* Exercise aim
Reproduce all the entries exactly and keep the pictures out.

(Interface markup and scripts)
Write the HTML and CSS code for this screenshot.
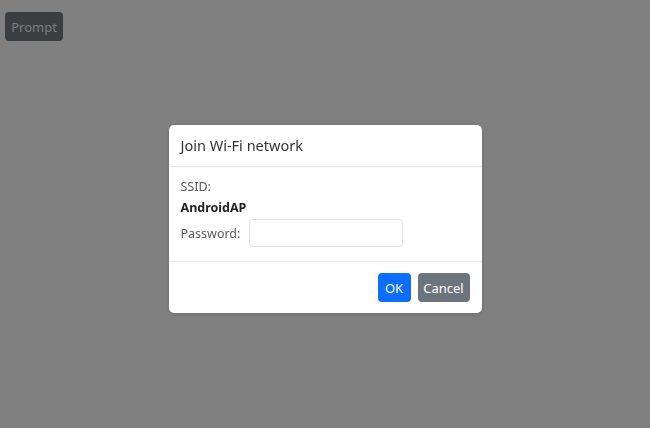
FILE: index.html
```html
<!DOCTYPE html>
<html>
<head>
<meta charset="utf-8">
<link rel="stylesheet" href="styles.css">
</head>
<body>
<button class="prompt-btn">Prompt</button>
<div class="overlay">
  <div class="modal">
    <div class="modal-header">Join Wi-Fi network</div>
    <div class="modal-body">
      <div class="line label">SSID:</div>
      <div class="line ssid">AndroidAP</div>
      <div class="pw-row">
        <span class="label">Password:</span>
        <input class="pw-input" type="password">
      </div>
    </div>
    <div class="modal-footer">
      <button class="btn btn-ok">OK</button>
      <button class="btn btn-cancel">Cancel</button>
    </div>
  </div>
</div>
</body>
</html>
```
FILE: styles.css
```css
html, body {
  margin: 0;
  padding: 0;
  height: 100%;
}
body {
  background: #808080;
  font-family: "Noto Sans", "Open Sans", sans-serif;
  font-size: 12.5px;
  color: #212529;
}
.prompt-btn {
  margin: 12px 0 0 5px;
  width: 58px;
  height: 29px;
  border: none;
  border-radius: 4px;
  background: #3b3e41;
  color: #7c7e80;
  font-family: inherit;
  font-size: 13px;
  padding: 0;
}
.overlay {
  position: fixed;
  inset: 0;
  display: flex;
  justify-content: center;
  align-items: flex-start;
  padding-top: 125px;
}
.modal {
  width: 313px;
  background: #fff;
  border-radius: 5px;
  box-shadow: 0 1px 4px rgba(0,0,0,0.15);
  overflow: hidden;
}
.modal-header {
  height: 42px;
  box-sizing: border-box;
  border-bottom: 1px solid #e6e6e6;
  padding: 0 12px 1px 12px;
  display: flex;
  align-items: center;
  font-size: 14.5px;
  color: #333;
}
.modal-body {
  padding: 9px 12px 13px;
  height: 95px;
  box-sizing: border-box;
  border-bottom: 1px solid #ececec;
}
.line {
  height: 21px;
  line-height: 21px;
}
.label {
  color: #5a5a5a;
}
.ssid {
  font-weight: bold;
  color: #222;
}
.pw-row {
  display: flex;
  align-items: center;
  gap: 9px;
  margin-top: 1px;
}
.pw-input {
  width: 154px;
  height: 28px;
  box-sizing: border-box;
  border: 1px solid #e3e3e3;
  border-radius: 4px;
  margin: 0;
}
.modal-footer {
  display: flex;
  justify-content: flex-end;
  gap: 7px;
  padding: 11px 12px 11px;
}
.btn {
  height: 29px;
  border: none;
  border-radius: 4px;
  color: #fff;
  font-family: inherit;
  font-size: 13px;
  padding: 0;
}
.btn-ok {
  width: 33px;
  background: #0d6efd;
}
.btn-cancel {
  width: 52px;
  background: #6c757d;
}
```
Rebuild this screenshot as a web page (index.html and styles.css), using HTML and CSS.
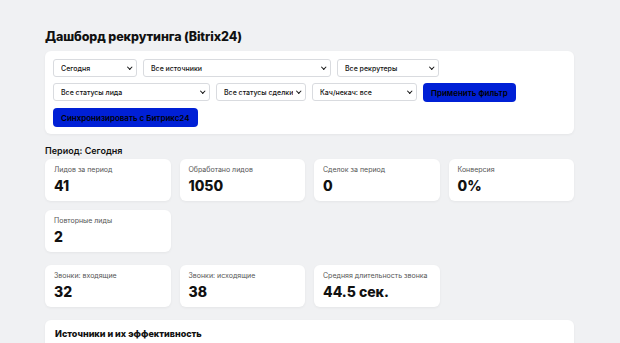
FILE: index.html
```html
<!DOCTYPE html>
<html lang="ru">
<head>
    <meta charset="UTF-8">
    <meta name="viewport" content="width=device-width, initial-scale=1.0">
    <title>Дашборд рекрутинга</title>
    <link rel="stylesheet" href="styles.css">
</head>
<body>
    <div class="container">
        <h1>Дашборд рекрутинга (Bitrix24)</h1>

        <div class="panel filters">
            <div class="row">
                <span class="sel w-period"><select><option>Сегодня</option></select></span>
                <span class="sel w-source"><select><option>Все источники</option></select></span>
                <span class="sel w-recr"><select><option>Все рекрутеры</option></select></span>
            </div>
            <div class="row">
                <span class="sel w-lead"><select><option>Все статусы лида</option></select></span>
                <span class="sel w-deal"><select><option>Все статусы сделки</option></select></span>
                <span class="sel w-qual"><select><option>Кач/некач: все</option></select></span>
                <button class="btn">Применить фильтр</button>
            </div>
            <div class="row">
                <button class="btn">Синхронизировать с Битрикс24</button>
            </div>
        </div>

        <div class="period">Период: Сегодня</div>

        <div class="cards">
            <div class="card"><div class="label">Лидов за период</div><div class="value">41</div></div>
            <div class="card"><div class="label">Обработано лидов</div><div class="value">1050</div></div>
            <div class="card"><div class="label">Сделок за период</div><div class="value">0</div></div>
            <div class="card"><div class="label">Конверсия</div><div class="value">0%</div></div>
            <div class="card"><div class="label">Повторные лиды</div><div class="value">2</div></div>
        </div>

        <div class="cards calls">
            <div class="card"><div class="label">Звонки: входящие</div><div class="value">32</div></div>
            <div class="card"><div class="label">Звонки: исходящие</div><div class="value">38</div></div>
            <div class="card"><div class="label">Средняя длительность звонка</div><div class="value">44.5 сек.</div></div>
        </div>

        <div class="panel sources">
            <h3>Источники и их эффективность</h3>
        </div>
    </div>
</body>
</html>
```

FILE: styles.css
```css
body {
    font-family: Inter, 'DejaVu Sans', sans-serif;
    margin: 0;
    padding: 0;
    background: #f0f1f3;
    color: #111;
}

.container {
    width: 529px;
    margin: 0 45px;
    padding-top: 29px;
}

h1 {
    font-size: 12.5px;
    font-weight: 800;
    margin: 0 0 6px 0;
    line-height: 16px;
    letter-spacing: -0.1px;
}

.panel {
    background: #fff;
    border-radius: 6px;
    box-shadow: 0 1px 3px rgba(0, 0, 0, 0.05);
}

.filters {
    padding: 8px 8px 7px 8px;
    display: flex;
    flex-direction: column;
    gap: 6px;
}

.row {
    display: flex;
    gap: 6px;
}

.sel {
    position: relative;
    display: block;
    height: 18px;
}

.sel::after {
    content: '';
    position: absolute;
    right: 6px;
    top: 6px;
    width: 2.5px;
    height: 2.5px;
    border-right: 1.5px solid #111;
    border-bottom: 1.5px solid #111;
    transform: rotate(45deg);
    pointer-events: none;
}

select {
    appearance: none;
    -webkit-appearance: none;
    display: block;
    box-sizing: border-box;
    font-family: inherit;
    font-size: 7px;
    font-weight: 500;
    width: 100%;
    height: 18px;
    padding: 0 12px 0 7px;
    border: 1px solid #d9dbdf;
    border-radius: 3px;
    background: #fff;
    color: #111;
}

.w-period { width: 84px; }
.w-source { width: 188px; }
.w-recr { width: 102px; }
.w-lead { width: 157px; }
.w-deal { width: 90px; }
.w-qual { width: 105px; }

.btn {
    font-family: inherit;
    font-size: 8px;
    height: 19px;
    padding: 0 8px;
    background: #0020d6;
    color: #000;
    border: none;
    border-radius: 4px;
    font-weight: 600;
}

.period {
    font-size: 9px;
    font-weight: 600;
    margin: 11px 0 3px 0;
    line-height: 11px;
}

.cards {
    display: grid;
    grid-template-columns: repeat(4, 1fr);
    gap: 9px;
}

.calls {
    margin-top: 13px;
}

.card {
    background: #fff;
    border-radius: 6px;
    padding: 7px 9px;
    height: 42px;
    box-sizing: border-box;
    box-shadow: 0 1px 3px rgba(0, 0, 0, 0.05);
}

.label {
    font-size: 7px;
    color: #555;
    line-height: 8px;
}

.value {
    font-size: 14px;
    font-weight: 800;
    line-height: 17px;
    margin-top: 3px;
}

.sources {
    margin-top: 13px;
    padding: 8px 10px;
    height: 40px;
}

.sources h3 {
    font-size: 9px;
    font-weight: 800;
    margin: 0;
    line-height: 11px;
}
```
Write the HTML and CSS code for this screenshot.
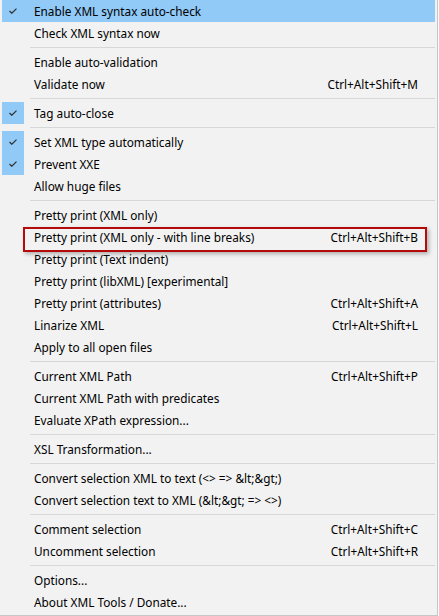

* Exercise answer
Write the HTML and CSS code for this screenshot.
FILE: index.html
```html
<!DOCTYPE html>
<html>
<head>
<meta charset="utf-8">
<link rel="stylesheet" href="styles.css">
</head>
<body>
<button class="prompt-btn">Prompt</button>
<div class="overlay">
  <div class="modal">
    <div class="modal-header">Join Wi-Fi network</div>
    <div class="modal-body">
      <div class="line label">SSID:</div>
      <div class="line ssid">AndroidAP</div>
      <div class="pw-row">
        <span class="label">Password:</span>
        <input class="pw-input" type="password">
      </div>
    </div>
    <div class="modal-footer">
      <button class="btn btn-ok">OK</button>
      <button class="btn btn-cancel">Cancel</button>
    </div>
  </div>
</div>
</body>
</html>
```
FILE: styles.css
```css
html, body {
  margin: 0;
  padding: 0;
  height: 100%;
}
body {
  background: #808080;
  font-family: "Noto Sans", "Open Sans", sans-serif;
  font-size: 12.5px;
  color: #212529;
}
.prompt-btn {
  margin: 12px 0 0 5px;
  width: 58px;
  height: 29px;
  border: none;
  border-radius: 4px;
  background: #3b3e41;
  color: #7c7e80;
  font-family: inherit;
  font-size: 13px;
  padding: 0;
}
.overlay {
  position: fixed;
  inset: 0;
  display: flex;
  justify-content: center;
  align-items: flex-start;
  padding-top: 125px;
}
.modal {
  width: 313px;
  background: #fff;
  border-radius: 5px;
  box-shadow: 0 1px 4px rgba(0,0,0,0.15);
  overflow: hidden;
}
.modal-header {
  height: 42px;
  box-sizing: border-box;
  border-bottom: 1px solid #e6e6e6;
  padding: 0 12px 1px 12px;
  display: flex;
  align-items: center;
  font-size: 14.5px;
  color: #333;
}
.modal-body {
  padding: 9px 12px 13px;
  height: 95px;
  box-sizing: border-box;
  border-bottom: 1px solid #ececec;
}
.line {
  height: 21px;
  line-height: 21px;
}
.label {
  color: #5a5a5a;
}
.ssid {
  font-weight: bold;
  color: #222;
}
.pw-row {
  display: flex;
  align-items: center;
  gap: 9px;
  margin-top: 1px;
}
.pw-input {
  width: 154px;
  height: 28px;
  box-sizing: border-box;
  border: 1px solid #e3e3e3;
  border-radius: 4px;
  margin: 0;
}
.modal-footer {
  display: flex;
  justify-content: flex-end;
  gap: 7px;
  padding: 11px 12px 11px;
}
.btn {
  height: 29px;
  border: none;
  border-radius: 4px;
  color: #fff;
  font-family: inherit;
  font-size: 13px;
  padding: 0;
}
.btn-ok {
  width: 33px;
  background: #0d6efd;
}
.btn-cancel {
  width: 52px;
  background: #6c757d;
}
```
Rebuild this screenshot as a web page (index.html and styles.css), using HTML and CSS.
FILE: index.html
```html
<!DOCTYPE html>
<html lang="ru">
<head>
    <meta charset="UTF-8">
    <meta name="viewport" content="width=device-width, initial-scale=1.0">
    <title>Дашборд рекрутинга</title>
    <link rel="stylesheet" href="styles.css">
</head>
<body>
    <div class="container">
        <h1>Дашборд рекрутинга (Bitrix24)</h1>

        <div class="panel filters">
            <div class="row">
                <span class="sel w-period"><select><option>Сегодня</option></select></span>
                <span class="sel w-source"><select><option>Все источники</option></select></span>
                <span class="sel w-recr"><select><option>Все рекрутеры</option></select></span>
            </div>
            <div class="row">
                <span class="sel w-lead"><select><option>Все статусы лида</option></select></span>
                <span class="sel w-deal"><select><option>Все статусы сделки</option></select></span>
                <span class="sel w-qual"><select><option>Кач/некач: все</option></select></span>
                <button class="btn">Применить фильтр</button>
            </div>
            <div class="row">
                <button class="btn">Синхронизировать с Битрикс24</button>
            </div>
        </div>

        <div class="period">Период: Сегодня</div>

        <div class="cards">
            <div class="card"><div class="label">Лидов за период</div><div class="value">41</div></div>
            <div class="card"><div class="label">Обработано лидов</div><div class="value">1050</div></div>
            <div class="card"><div class="label">Сделок за период</div><div class="value">0</div></div>
            <div class="card"><div class="label">Конверсия</div><div class="value">0%</div></div>
            <div class="card"><div class="label">Повторные лиды</div><div class="value">2</div></div>
        </div>

        <div class="cards calls">
            <div class="card"><div class="label">Звонки: входящие</div><div class="value">32</div></div>
            <div class="card"><div class="label">Звонки: исходящие</div><div class="value">38</div></div>
            <div class="card"><div class="label">Средняя длительность звонка</div><div class="value">44.5 сек.</div></div>
        </div>

        <div class="panel sources">
            <h3>Источники и их эффективность</h3>
        </div>
    </div>
</body>
</html>
```

FILE: styles.css
```css
body {
    font-family: Inter, 'DejaVu Sans', sans-serif;
    margin: 0;
    padding: 0;
    background: #f0f1f3;
    color: #111;
}

.container {
    width: 529px;
    margin: 0 45px;
    padding-top: 29px;
}

h1 {
    font-size: 12.5px;
    font-weight: 800;
    margin: 0 0 6px 0;
    line-height: 16px;
    letter-spacing: -0.1px;
}

.panel {
    background: #fff;
    border-radius: 6px;
    box-shadow: 0 1px 3px rgba(0, 0, 0, 0.05);
}

.filters {
    padding: 8px 8px 7px 8px;
    display: flex;
    flex-direction: column;
    gap: 6px;
}

.row {
    display: flex;
    gap: 6px;
}

.sel {
    position: relative;
    display: block;
    height: 18px;
}

.sel::after {
    content: '';
    position: absolute;
    right: 6px;
    top: 6px;
    width: 2.5px;
    height: 2.5px;
    border-right: 1.5px solid #111;
    border-bottom: 1.5px solid #111;
    transform: rotate(45deg);
    pointer-events: none;
}

select {
    appearance: none;
    -webkit-appearance: none;
    display: block;
    box-sizing: border-box;
    font-family: inherit;
    font-size: 7px;
    font-weight: 500;
    width: 100%;
    height: 18px;
    padding: 0 12px 0 7px;
    border: 1px solid #d9dbdf;
    border-radius: 3px;
    background: #fff;
    color: #111;
}

.w-period { width: 84px; }
.w-source { width: 188px; }
.w-recr { width: 102px; }
.w-lead { width: 157px; }
.w-deal { width: 90px; }
.w-qual { width: 105px; }

.btn {
    font-family: inherit;
    font-size: 8px;
    height: 19px;
    padding: 0 8px;
    background: #0020d6;
    color: #000;
    border: none;
    border-radius: 4px;
    font-weight: 600;
}

.period {
    font-size: 9px;
    font-weight: 600;
    margin: 11px 0 3px 0;
    line-height: 11px;
}

.cards {
    display: grid;
    grid-template-columns: repeat(4, 1fr);
    gap: 9px;
}

.calls {
    margin-top: 13px;
}

.card {
    background: #fff;
    border-radius: 6px;
    padding: 7px 9px;
    height: 42px;
    box-sizing: border-box;
    box-shadow: 0 1px 3px rgba(0, 0, 0, 0.05);
}

.label {
    font-size: 7px;
    color: #555;
    line-height: 8px;
}

.value {
    font-size: 14px;
    font-weight: 800;
    line-height: 17px;
    margin-top: 3px;
}

.sources {
    margin-top: 13px;
    padding: 8px 10px;
    height: 40px;
}

.sources h3 {
    font-size: 9px;
    font-weight: 800;
    margin: 0;
    line-height: 11px;
}
```
Write the HTML and CSS code for this screenshot.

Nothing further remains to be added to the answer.